**PROMPT:** Extract the lines that hold the string "components".
:: MATERIAL PROVIDED ::
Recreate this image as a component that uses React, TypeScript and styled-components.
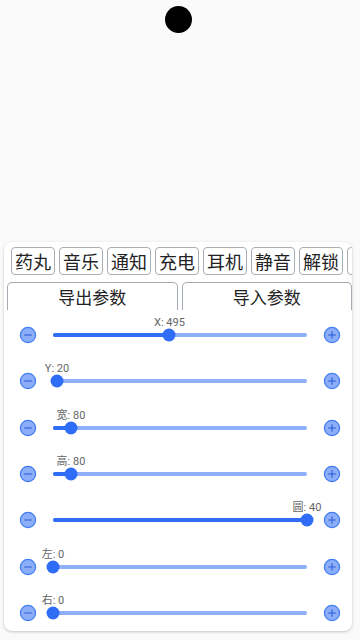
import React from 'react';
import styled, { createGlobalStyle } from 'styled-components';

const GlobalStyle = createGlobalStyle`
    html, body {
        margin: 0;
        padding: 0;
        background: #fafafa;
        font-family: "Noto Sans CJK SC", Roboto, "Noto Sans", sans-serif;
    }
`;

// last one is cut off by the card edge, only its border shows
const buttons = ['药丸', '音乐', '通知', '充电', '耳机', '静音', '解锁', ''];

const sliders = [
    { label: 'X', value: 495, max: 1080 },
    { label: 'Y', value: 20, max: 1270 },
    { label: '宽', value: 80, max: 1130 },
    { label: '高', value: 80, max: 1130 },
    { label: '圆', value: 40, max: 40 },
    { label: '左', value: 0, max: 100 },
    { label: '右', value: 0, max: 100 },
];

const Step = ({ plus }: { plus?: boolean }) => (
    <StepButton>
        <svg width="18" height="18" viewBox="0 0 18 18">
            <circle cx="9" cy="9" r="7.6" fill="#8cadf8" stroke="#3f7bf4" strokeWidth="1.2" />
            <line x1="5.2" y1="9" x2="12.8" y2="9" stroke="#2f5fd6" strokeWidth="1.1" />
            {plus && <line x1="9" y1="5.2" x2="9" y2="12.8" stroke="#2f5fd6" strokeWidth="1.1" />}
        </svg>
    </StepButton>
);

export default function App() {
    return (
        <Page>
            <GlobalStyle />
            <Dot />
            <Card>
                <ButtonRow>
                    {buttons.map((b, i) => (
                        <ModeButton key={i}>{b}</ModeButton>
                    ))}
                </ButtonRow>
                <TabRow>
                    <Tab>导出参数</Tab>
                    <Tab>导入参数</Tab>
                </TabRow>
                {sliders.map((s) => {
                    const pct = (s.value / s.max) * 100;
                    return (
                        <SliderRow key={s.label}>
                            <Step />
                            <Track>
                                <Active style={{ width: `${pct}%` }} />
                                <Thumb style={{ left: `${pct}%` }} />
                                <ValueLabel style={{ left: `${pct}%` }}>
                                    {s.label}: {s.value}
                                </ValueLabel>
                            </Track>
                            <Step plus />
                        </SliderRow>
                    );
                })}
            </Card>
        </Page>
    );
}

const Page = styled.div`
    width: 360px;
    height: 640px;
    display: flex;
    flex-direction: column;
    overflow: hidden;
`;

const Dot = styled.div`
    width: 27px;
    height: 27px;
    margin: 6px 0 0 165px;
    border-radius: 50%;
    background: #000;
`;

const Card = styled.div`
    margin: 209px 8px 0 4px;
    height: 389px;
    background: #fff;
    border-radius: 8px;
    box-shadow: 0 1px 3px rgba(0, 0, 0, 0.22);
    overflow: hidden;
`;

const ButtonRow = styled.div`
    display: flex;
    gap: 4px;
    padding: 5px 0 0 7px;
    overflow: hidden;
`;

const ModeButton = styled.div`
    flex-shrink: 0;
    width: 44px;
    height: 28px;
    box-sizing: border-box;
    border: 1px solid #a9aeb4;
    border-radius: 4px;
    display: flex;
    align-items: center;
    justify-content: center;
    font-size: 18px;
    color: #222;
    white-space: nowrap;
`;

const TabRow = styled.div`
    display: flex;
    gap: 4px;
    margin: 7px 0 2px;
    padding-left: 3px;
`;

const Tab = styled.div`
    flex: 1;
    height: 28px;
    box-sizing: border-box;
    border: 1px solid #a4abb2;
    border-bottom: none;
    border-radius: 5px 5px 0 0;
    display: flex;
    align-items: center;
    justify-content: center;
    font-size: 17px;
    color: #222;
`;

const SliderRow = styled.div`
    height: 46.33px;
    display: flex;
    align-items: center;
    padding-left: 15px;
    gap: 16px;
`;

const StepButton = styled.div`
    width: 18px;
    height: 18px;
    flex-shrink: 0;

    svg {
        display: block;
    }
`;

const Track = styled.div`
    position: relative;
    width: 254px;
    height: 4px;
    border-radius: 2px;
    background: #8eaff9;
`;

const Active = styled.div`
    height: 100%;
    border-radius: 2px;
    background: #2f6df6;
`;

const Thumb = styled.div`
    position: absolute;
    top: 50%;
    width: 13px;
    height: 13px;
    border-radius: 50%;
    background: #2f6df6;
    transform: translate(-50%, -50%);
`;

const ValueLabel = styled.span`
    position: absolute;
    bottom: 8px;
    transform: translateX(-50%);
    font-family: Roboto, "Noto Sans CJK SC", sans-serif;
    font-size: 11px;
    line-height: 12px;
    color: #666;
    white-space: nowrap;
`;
:::
**FINISHED EXERCISE:**
Recreate this image as a component that uses React, TypeScript and styled-components.
import styled, { createGlobalStyle } from 'styled-components';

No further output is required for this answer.